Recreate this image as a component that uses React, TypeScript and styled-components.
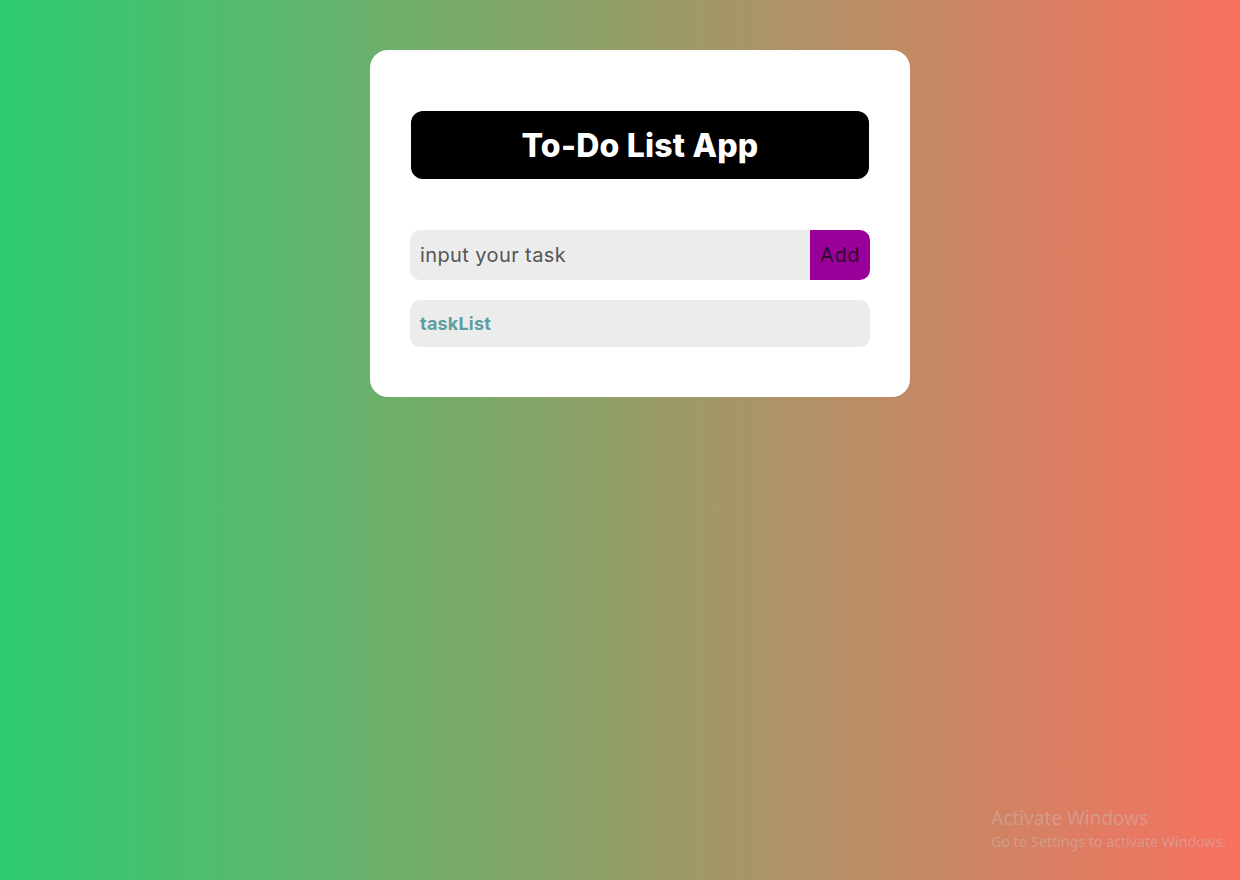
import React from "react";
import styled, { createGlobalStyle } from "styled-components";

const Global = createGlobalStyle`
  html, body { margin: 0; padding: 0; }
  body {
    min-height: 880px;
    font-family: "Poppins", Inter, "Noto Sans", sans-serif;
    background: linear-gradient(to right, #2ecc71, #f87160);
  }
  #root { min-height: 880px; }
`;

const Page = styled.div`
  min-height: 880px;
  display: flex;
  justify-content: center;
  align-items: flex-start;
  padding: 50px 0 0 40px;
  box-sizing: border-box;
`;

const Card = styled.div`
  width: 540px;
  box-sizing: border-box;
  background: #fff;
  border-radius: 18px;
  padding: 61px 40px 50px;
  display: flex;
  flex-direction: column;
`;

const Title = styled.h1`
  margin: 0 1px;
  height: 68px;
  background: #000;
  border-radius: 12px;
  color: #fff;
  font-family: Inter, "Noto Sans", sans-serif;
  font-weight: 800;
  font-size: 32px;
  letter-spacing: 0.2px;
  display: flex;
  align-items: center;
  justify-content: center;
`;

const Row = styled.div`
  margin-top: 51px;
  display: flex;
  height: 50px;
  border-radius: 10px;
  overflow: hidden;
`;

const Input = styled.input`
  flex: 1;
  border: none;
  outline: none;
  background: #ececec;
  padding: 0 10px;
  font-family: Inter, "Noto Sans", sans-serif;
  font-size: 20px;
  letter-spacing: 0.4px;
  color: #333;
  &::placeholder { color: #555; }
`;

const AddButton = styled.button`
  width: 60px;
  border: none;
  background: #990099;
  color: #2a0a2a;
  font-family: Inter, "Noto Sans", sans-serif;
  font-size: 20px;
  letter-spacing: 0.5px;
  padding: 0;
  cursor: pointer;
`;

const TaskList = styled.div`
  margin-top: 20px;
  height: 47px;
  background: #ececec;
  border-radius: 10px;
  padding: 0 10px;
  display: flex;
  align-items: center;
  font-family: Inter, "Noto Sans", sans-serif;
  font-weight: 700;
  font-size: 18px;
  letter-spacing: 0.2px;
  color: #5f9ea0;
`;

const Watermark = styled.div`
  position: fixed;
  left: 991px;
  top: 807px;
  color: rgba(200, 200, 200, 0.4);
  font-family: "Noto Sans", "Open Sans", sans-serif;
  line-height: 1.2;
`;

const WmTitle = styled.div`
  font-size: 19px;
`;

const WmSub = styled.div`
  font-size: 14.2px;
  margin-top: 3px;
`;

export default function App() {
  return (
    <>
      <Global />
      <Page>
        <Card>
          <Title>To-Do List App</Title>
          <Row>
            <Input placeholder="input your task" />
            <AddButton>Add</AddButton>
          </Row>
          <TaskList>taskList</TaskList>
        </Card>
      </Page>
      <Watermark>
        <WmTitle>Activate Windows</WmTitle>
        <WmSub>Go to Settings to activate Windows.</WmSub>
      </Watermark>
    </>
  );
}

============================================================

[Required task] Pick each line holding the word "React" out of the data and copy it.

[Solution for this problem]
Recreate this image as a component that uses React, TypeScript and styled-components.
import React from "react";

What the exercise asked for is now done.